→ TASK INSTRUCTIONS: Copy out all the lines exactly. Omit pictures.

→ GIVEN INFORMATION:
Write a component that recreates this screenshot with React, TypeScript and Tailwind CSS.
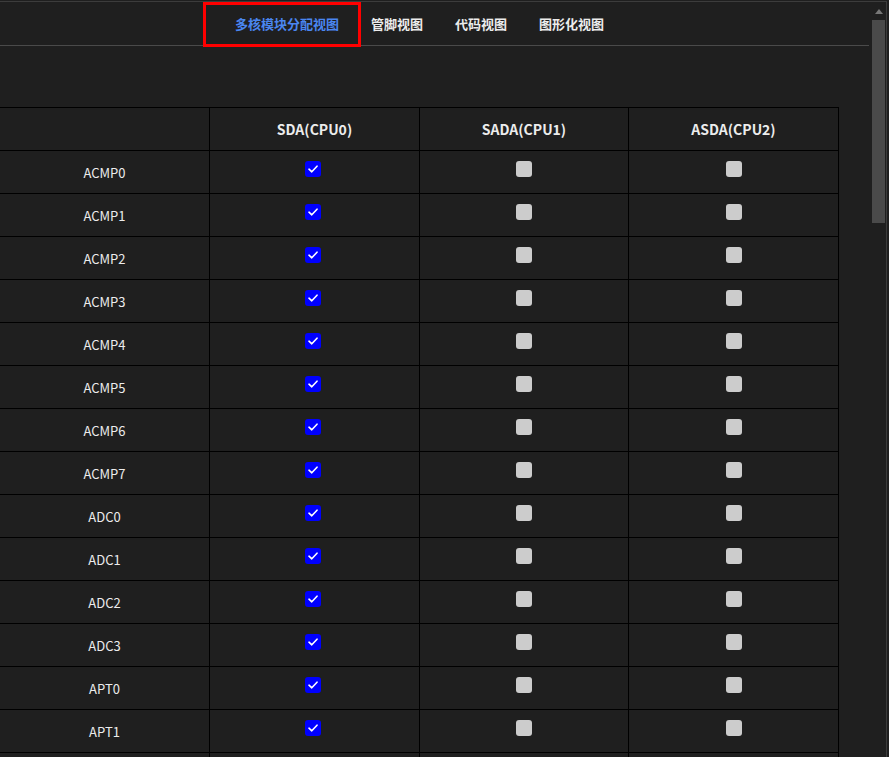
import React from "react";

const rows = [
  "ACMP0","ACMP1","ACMP2","ACMP3","ACMP4","ACMP5","ACMP6","ACMP7",
  "ADC0","ADC1","ADC2","ADC3","APT0","APT1",
];

const font = { fontFamily: '"Noto Sans CJK SC", "Noto Sans", sans-serif' };

function Checked() {
  return (
    <div className="w-4 h-4 rounded-[3px] bg-[#0000ff] flex items-center justify-center">
      <svg width="10" height="8" viewBox="0 0 10 8" fill="none">
        <path d="M1 4.2 L3.8 6.8 L9 1.2" stroke="white" strokeWidth="1.6" strokeLinecap="round" strokeLinejoin="round" />
      </svg>
    </div>
  );
}

function Unchecked() {
  return <div className="w-4 h-4 rounded-[3px] bg-[#cccccc]" />;
}

export default function App() {
  return (
    <div className="w-[889px] h-[757px] overflow-hidden bg-[#1f1f1f] text-[#ececec] pt-px" style={font}>
      <div className="w-[887px] h-[760px] border-t border-r border-[#3c3c3c] flex">
        <div className="w-[869px] flex flex-col">
          <div className="relative shrink-0 h-[44px] border-b border-[#4a4a4a] flex items-center pl-[219px] text-[13px] font-bold">
            <div className="px-4 text-[#4a86f0]">多核模块分配视图</div>
            <div className="px-4">管脚视图</div>
            <div className="px-4">代码视图</div>
            <div className="px-4">图形化视图</div>
            <div className="absolute left-[203px] top-0 w-[158px] h-[45px] border-[3px] border-[#ff0000]" />
          </div>
          <div className="shrink-0 h-[61px]" />
          <div className="shrink-0 w-[839px] grid grid-cols-[210px_210px_209px_210px] border-t border-black text-[13px]">
            <div className="h-[43px] border-r border-b border-black" />
            <div className="h-[43px] border-r border-b border-black flex items-center justify-center font-bold text-[14px]">SDA(CPU0)</div>
            <div className="h-[43px] border-r border-b border-black flex items-center justify-center font-bold text-[14px]">SADA(CPU1)</div>
            <div className="h-[43px] border-r border-b border-black flex items-center justify-center font-bold text-[14px]">ASDA(CPU2)</div>
            {rows.map((r) => (
              <React.Fragment key={r}>
                <div className="h-[43px] border-r border-b border-black flex items-center justify-center pt-px">{r}</div>
                <div className="h-[43px] border-r border-b border-black flex items-center justify-center pb-[6px] pr-[3px]"><Checked /></div>
                <div className="h-[43px] border-r border-b border-black flex items-center justify-center pb-[6px]"><Unchecked /></div>
                <div className="h-[43px] border-r border-b border-black flex items-center justify-center pb-[6px]"><Unchecked /></div>
              </React.Fragment>
            ))}
            <div className="h-[43px] border-r border-b border-black" />
            <div className="h-[43px] border-r border-b border-black" />
            <div className="h-[43px] border-r border-b border-black" />
            <div className="h-[43px] border-r border-b border-black" />
          </div>
        </div>
        <div className="w-[17px] flex flex-col items-center">
          <div className="h-[18px] flex items-center justify-center pl-[2px]">
            <svg width="8" height="5" viewBox="0 0 8 5"><path d="M0 5 L4 0 L8 5 Z" fill="#777777" /></svg>
          </div>
          <div className="w-[13px] h-[203px] bg-[#4a4a4a] ml-[2px]" />
        </div>
      </div>
    </div>
  );
}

→ TASK ANSWER:
Write a component that recreates this screenshot with React, TypeScript and Tailwind CSS.
import React from "react";

const rows = [
  "ACMP0","ACMP1","ACMP2","ACMP3","ACMP4","ACMP5","ACMP6","ACMP7",
  "ADC0","ADC1","ADC2","ADC3","APT0","APT1",
];

const font = { fontFamily: '"Noto Sans CJK SC", "Noto Sans", sans-serif' };

function Checked() {
  return (
    <div className="w-4 h-4 rounded-[3px] bg-[#0000ff] flex items-center justify-center">
      <svg width="10" height="8" viewBox="0 0 10 8" fill="none">
        <path d="M1 4.2 L3.8 6.8 L9 1.2" stroke="white" strokeWidth="1.6" strokeLinecap="round" strokeLinejoin="round" />
      </svg>
    </div>
  );
}

function Unchecked() {
  return <div className="w-4 h-4 rounded-[3px] bg-[#cccccc]" />;
}

export default function App() {
  return (
    <div className="w-[889px] h-[757px] overflow-hidden bg-[#1f1f1f] text-[#ececec] pt-px" style={font}>
      <div className="w-[887px] h-[760px] border-t border-r border-[#3c3c3c] flex">
        <div className="w-[869px] flex flex-col">
          <div className="relative shrink-0 h-[44px] border-b border-[#4a4a4a] flex items-center pl-[219px] text-[13px] font-bold">
            <div className="px-4 text-[#4a86f0]">多核模块分配视图</div>
            <div className="px-4">管脚视图</div>
            <div className="px-4">代码视图</div>
            <div className="px-4">图形化视图</div>
            <div className="absolute left-[203px] top-0 w-[158px] h-[45px] border-[3px] border-[#ff0000]" />
          </div>
          <div className="shrink-0 h-[61px]" />
          <div className="shrink-0 w-[839px] grid grid-cols-[210px_210px_209px_210px] border-t border-black text-[13px]">
            <div className="h-[43px] border-r border-b border-black" />
            <div className="h-[43px] border-r border-b border-black flex items-center justify-center font-bold text-[14px]">SDA(CPU0)</div>
            <div className="h-[43px] border-r border-b border-black flex items-center justify-center font-bold text-[14px]">SADA(CPU1)</div>
            <div className="h-[43px] border-r border-b border-black flex items-center justify-center font-bold text-[14px]">ASDA(CPU2)</div>
            {rows.map((r) => (
              <React.Fragment key={r}>
                <div className="h-[43px] border-r border-b border-black flex items-center justify-center pt-px">{r}</div>
                <div className="h-[43px] border-r border-b border-black flex items-center justify-center pb-[6px] pr-[3px]"><Checked /></div>
                <div className="h-[43px] border-r border-b border-black flex items-center justify-center pb-[6px]"><Unchecked /></div>
                <div className="h-[43px] border-r border-b border-black flex items-center justify-center pb-[6px]"><Unchecked /></div>
              </React.Fragment>
            ))}
            <div className="h-[43px] border-r border-b border-black" />
            <div className="h-[43px] border-r border-b border-black" />
            <div className="h-[43px] border-r border-b border-black" />
            <div className="h-[43px] border-r border-b border-black" />
          </div>
        </div>
        <div className="w-[17px] flex flex-col items-center">
          <div className="h-[18px] flex items-center justify-center pl-[2px]">
            <svg width="8" height="5" viewBox="0 0 8 5"><path d="M0 5 L4 0 L8 5 Z" fill="#777777" /></svg>
          </div>
          <div className="w-[13px] h-[203px] bg-[#4a4a4a] ml-[2px]" />
        </div>
      </div>
    </div>
  );
}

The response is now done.